On Thursday, Liza drove me to the airport, I flew back to France and, thanks to a combination of slow customs processing for the 50 passengers that were in the one-room airport in Reims and a bus driver who decided that he didn’t want to drive to the train station until 15 minutes after the last person had boarded the bus, arrived 5 minutes after the last train that day for Laon had left. After having a little bout of tired temper tantrum (I think I was justified at this point – I had been trying to get back to Laon more or less constantly for 6 days, and my flu had gotten worse again), I called a few people I knew, and one marvelous English teacher, Lilian, who has been so sweet to all us English assistants in Laon for the past few months, said that her husband could come and pick me up. She would have come, but she was to have an inspector in her class the next day and needed to prepare.

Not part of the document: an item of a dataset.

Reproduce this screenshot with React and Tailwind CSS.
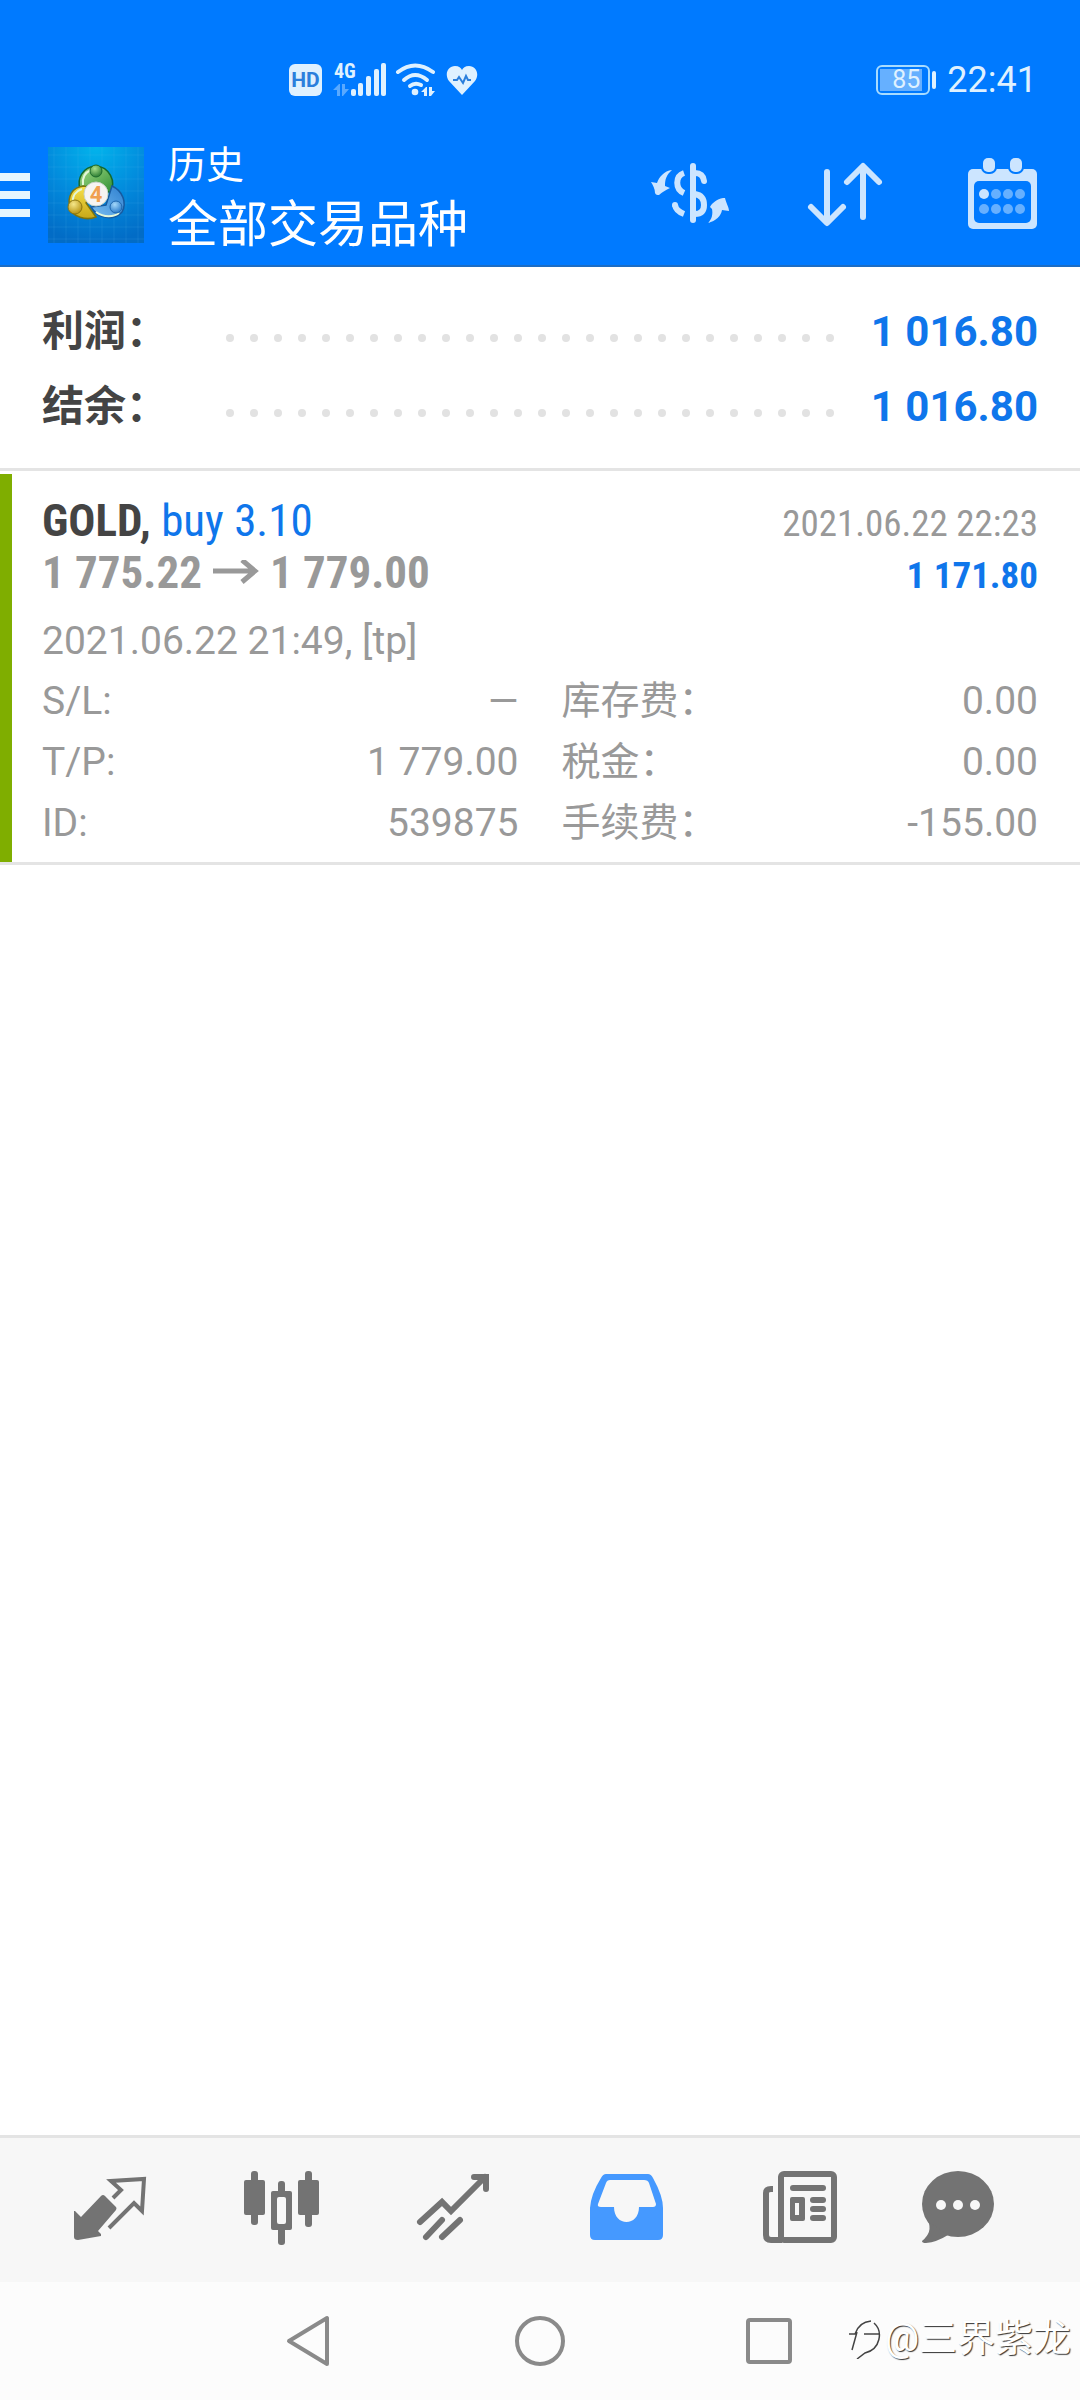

So, I made it back to Laon at about 8:30 p.m. on Thursday night. From Thursday night until Saturday day – about 48 hours – I slept for 24 hours. I have never slept that much. I didn’t do much of anything all weekend. Mostly I just concentrated on convincing my body that this thing sticking off the front of my face is in fact made for breathing through. On Monday (which I have as days off regularly), I went to the American Embassy in Paris and applied for my full-validity passport, which should be here this coming Monday (the 19th), and on Tuesday I went to the prefecture in Laon after my classes, applied for my replacement carte de sejour, was told that I could have it as soon as I had my new passport in which to stick it, and that I only need to have a carte de sejour, not a visa as well, in order to travel into and out of France freely.
::whew:: I am looking forward to a few weeks of calm, quiet and boredom. I’ve had enough excitement for one month! :-)
P.S. Christmas thank-you notes will be a little belated this year. I’m only just now getting around to writing them. Sorry! Can I use “international incident” as an excuse?